2015 Climate Change & Seed Zones
Our study will:
1) increase our understanding of the basic biology and ecology of several native species
2) determine native plant sensitivity to altered climate
3) provide recommendations on native plant material selections under future climate
4) offer insight into the resilience of native plant communities to climate change and resistance to invasion.

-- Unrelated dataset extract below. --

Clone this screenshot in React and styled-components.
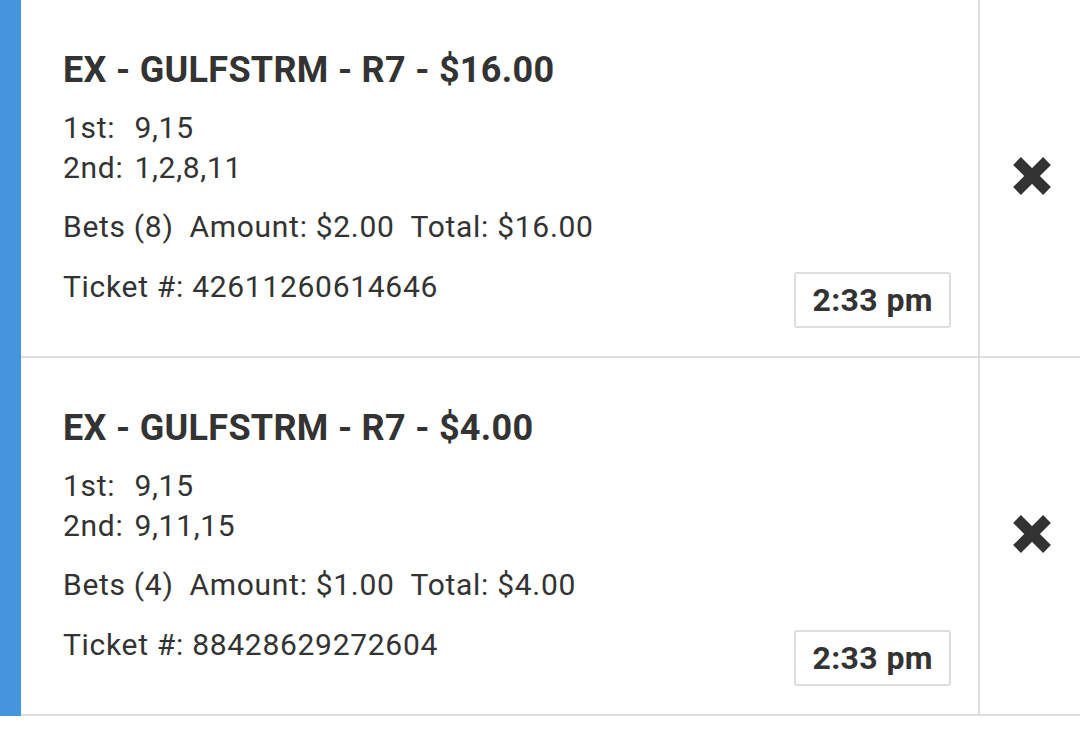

In a field experiment, we will examine the effects of increased temperature and altered precipitation on native and invasive plant growth, reproduction, and community dynamics. In field plots, we will establish three-3x3m plots with the following four treatments: control, warming, drought, and warming + drought (12 plots total). Passive warming chambers will be constructed to increase soil temperatures approximately 5°C (Germino and Smith 1999). Rainout shelters will be constructed to reduce precipitation by 50% (Yahdijan and Sala 2002). Weather at the site will be monitored with a weather station and monitoring equipment under the shelters. The weather station will measure precipitation, relative humidity, air temperature, windspeed and direction, and incoming solar radiation. Additionally, we will measure soil moisture and temperature (2 and 5 cm depths), air temperature, relative humidity, and precipitation under the chambers/shelters.

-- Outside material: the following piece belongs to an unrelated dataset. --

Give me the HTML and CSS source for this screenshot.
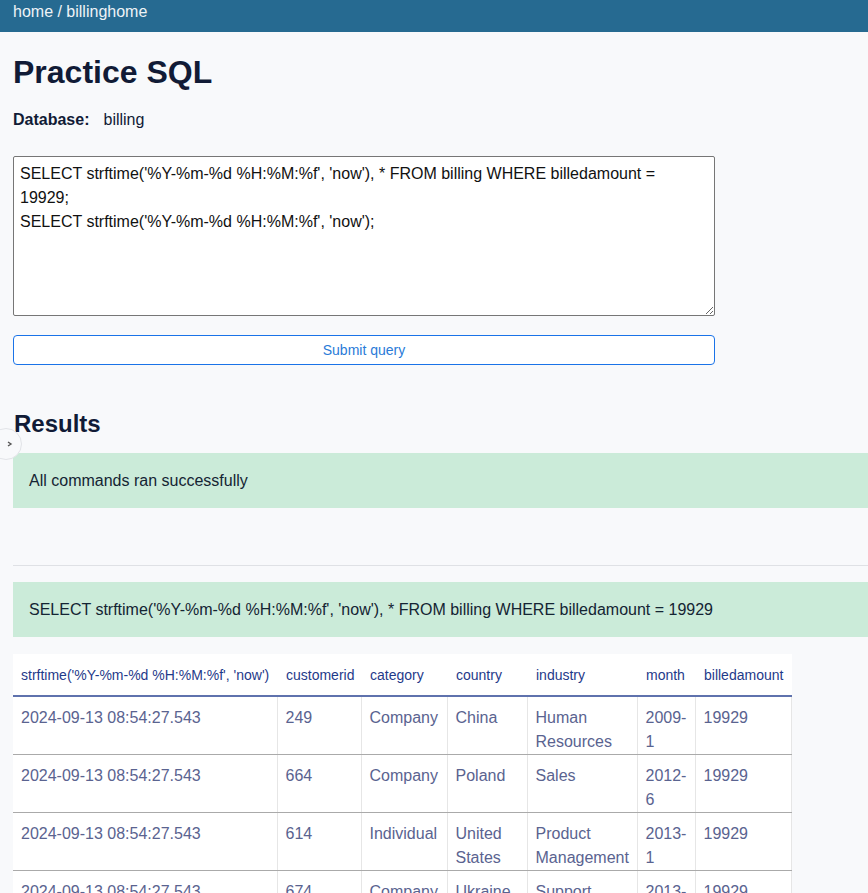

This study is designed as a pilot study with the intention for further studies, which may include different native species, seeding rates, altered timing of rain, etc. Future experiments intend to examine how climate affects species interactions and invasions along climatic and elevation gradients in the Great Basin.
In a field experiment, we will:
• Determine the effects of warming and drought on invasive and native plant emergence, growth, and reproduction.
• Investigate what native species mixtures may compete with B. tectorum or B. rubens in future climate.